Would you use a blog to highlight poor customer service?

April 11, 2010

As many of my regular readers already know, my answer to this question is a resounding Yes.

The Kwik Fit example, where I utilised a rising audience to highlight life-threatening service from Kwik Fit Whiteladies Road branch in Bristol, has consistently gained 100+ hits per day since the wholes debacle went public online recently.

And whilst it hasn’t caused a shift from Kwik Fit management – at least not publicly, anyway – what has come to light are the following things:

* The Search rankings have stacked up against Kwik Fit for key phrases, such as ‘Kwik Fit reputation’ on Google in a short space of time

* Kwik Fit management are scouring the blog daily for keywords under their senior managers’ names

* Whilst not publicly addressing the issues I highlighted, Kwik Fit are painfully aware of the true cost of poor customer service

The further examples listed on the blog post – now up to around 60 comments – are making it clear that blogs are a powerful and useful online platform for voicing bad as well as good things about companies. The Facebook anti-fan page is doing well, too.

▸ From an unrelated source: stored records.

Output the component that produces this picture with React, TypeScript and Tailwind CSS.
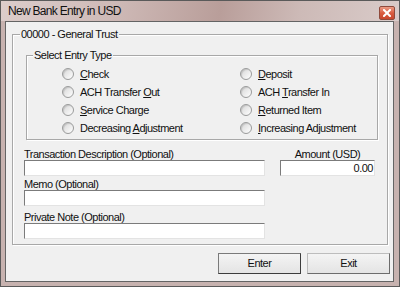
import type { ReactNode } from 'react'

type EntryOption = {
  label: string
  key: string
}

const leftOptions: EntryOption[] = [
  { label: 'Check', key: 'C' },
  { label: 'ACH Transfer Out', key: 'O' },
  { label: 'Service Charge', key: 'S' },
  { label: 'Decreasing Adjustment', key: 'A' },
]

const rightOptions: EntryOption[] = [
  { label: 'Deposit', key: 'D' },
  { label: 'ACH Transfer In', key: 'T' },
  { label: 'Returned Item', key: 'R' },
  { label: 'Increasing Adjustment', key: 'I' },
]

function Mnemonic({ label, accessKey }: { label: string; accessKey: string }) {
  const index = label.indexOf(accessKey)
  if (index < 0) {
    return <>{label}</>
  }

  return (
    <>
      {label.slice(0, index)}
      <span className="underline underline-offset-[1px]">{label[index]}</span>
      {label.slice(index + 1)}
    </>
  )
}

function Radio({ option }: { option: EntryOption }) {
  return (
    <label className="flex h-[18px] items-center gap-[6px]">
      <span className="h-[12px] w-[12px] rounded-full border border-[#9a9b9b] bg-gradient-to-br from-[#d6d6d6] to-white shadow-[inset_1px_1px_1px_rgba(0,0,0,0.12)]" />
      <span className="leading-[12px]">
        <Mnemonic label={option.label} accessKey={option.key} />
      </span>
    </label>
  )
}

function GroupBox({ title, className, titleOffset, children }: { title: string; className: string; titleOffset: string; children: ReactNode }) {
  return (
    <div className={`relative border border-[#a8a8a8] shadow-[1px_1px_0_#ffffff,inset_1px_1px_0_#ffffff] ${className}`}>
      <span className={`absolute top-[-7px] bg-[#f0f0f0] px-[1px] leading-[12px] ${titleOffset}`}>{title}</span>
      {children}
    </div>
  )
}

function TextField({ className, value }: { className: string; value?: string }) {
  return (
    <div
      className={`h-[16px] border border-t-[#7b7b7b] border-l-[#7b7b7b] border-b-[#e3e3e3] border-r-[#e3e3e3] bg-white pr-[1px] text-right leading-[14px] ${className}`}
    >
      {value}
    </div>
  )
}

function DialogButton({ label, isDefault }: { label: string; isDefault?: boolean }) {
  return (
    <button
      type="button"
      className={`h-[21px] w-[83px] border bg-gradient-to-b from-[#f4f4f4] to-[#e4e4e4] leading-[19px] ${
        isDefault
          ? 'border-[#7a7a7a] border-r-[#3c3c3c] border-b-[#3c3c3c]'
          : 'border-[#bdbdbd] border-r-[#6c6c6c] border-b-[#6c6c6c]'
      }`}
    >
      {label}
    </button>
  )
}

export default function App() {
  return (
    <div
      className="flex h-[287px] w-[400px] flex-col border border-[#5a5a5a] bg-[#c7b2af] pb-[4px] pl-[4px] pr-[5px] text-[11px] tracking-[-0.5px] text-[#111]"
      style={{ fontFamily: '"Liberation Sans", Arial, sans-serif' }}
    >
      <div className="-ml-[4px] -mr-[5px] flex h-[20px] items-center bg-[linear-gradient(100deg,#dccdcb_0%,#cdb8b5_30%,#b99e9a_55%,#cdbab7_75%,#d9cbc9_100%)] pl-[7px] pr-[4px]">
        <span className="flex-1 text-[12px] leading-[14px] tracking-[-0.7px]">New Bank Entry in USD</span>
        <span className="mt-[4px] flex h-[14px] w-[16px] items-center justify-center rounded-[2px] border border-[#8f4a3c] bg-gradient-to-b from-[#eb9c86] via-[#d95c40] to-[#c8472d]">
          <svg width="8" height="8" viewBox="0 0 8 8">
            <path d="M1 1 L7 7 M7 1 L1 7" stroke="#ffffff" strokeWidth="2" strokeLinecap="square" />
          </svg>
        </span>
      </div>

      <div className="flex-1 border border-[#646464] bg-[#f0f0f0] pl-[6px] pt-[12px]">
        <GroupBox title="00000 - General Trust" className="h-[211px] w-[376px]" titleOffset="left-[7px]">
          <div className="pl-[13px] pt-[20px]">
            <GroupBox title="Select Entry Type" className="h-[85px] w-[352px]" titleOffset="left-[6px]">
              <div className="grid grid-cols-[178px_1fr] pl-[35px] pt-[9px]">
                <div className="flex flex-col">
                  {leftOptions.map((option) => (
                    <Radio key={option.label} option={option} />
                  ))}
                </div>
                <div className="flex flex-col">
                  {rightOptions.map((option) => (
                    <Radio key={option.label} option={option} />
                  ))}
                </div>
              </div>
            </GroupBox>
          </div>

          <div className="flex pl-[11px]">
            <div className="flex w-[241px] flex-col">
              <span className="mt-[8px] h-[12px] leading-[12px]">Transaction Description (Optional)</span>
              <TextField className="w-[241px]" />
              <span className="mt-[2px] h-[12px] leading-[12px]">Memo (Optional)</span>
              <TextField className="w-[241px]" />
              <span className="mt-[5px] h-[12px] leading-[12px]">Private Note (Optional)</span>
              <TextField className="w-[241px]" />
            </div>
            <div className="ml-[15px] flex w-[95px] flex-col">
              <span className="mt-[8px] h-[12px] text-center leading-[12px]">Amount (USD)</span>
              <TextField className="w-[95px]" value="0.00" />
            </div>
          </div>
        </GroupBox>

        <div className="mt-[8px] flex justify-end gap-[6px] pr-[3px]">
          <DialogButton label="Enter" isDefault />
          <DialogButton label="Exit" />
        </div>
      </div>
    </div>
  )
}
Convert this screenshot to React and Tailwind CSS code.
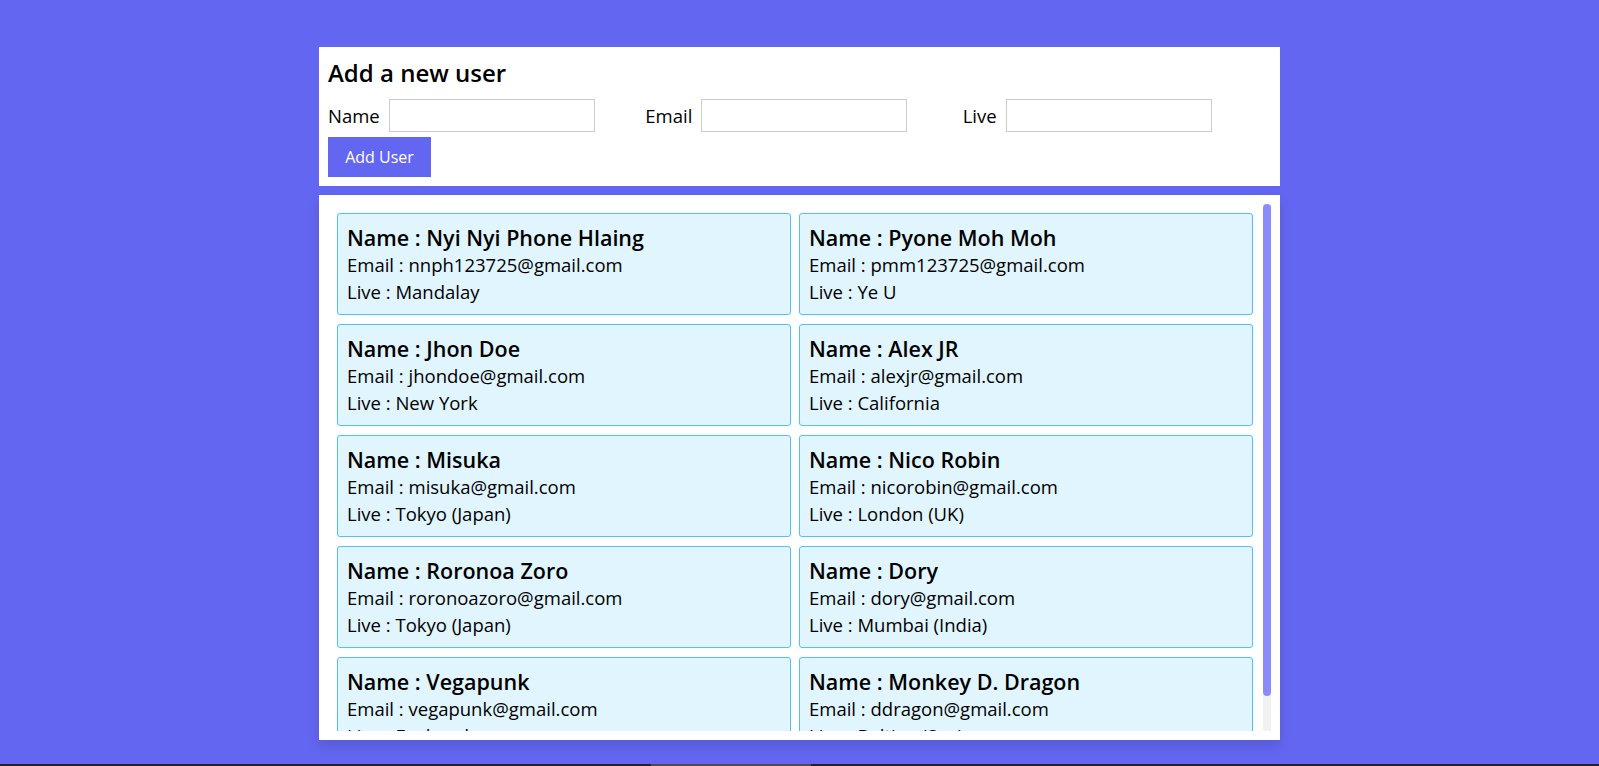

My question is this – have you, or are you considering, using a blog as a forum to express poor customer service?


6 Responses to “Would you use a blog to highlight poor customer service?”

  1. Marie said

    I’d be very wary.

    I recently left a review on the reviewcentre.com highlighting the terrible service I had with one company. A few weeks later I was contacted by the site saying that the company had complained and my review had been taken down.

    I was asked what I wanted to do – ie, put the review back up or leave it off but to consider that the company may want to take further action against me.

    I worried that my comments could be libelous and so just to be safe, I won’t be doing that again!

    • bristoleditor said

      Hi Marie

      Many thanks for your comments – I would say that if your review is accurately based on factual information of your experience, then highlighting difficult, negative or problematic experiences with a company is not in danger of libel action.

      If you’re highlighting experiences, not emotions or opinions, you should be safe from any libel action. I’d fight hard for Freedom of Speech on any such action.

      Best wishes

      • Vince Hudd said

        I totally agree with your response to Marie, Chris, and would add that under the circumstances I would be inclined to highlight (including naming the company) elsewhere. Effectively “reviewing” the removal of the review.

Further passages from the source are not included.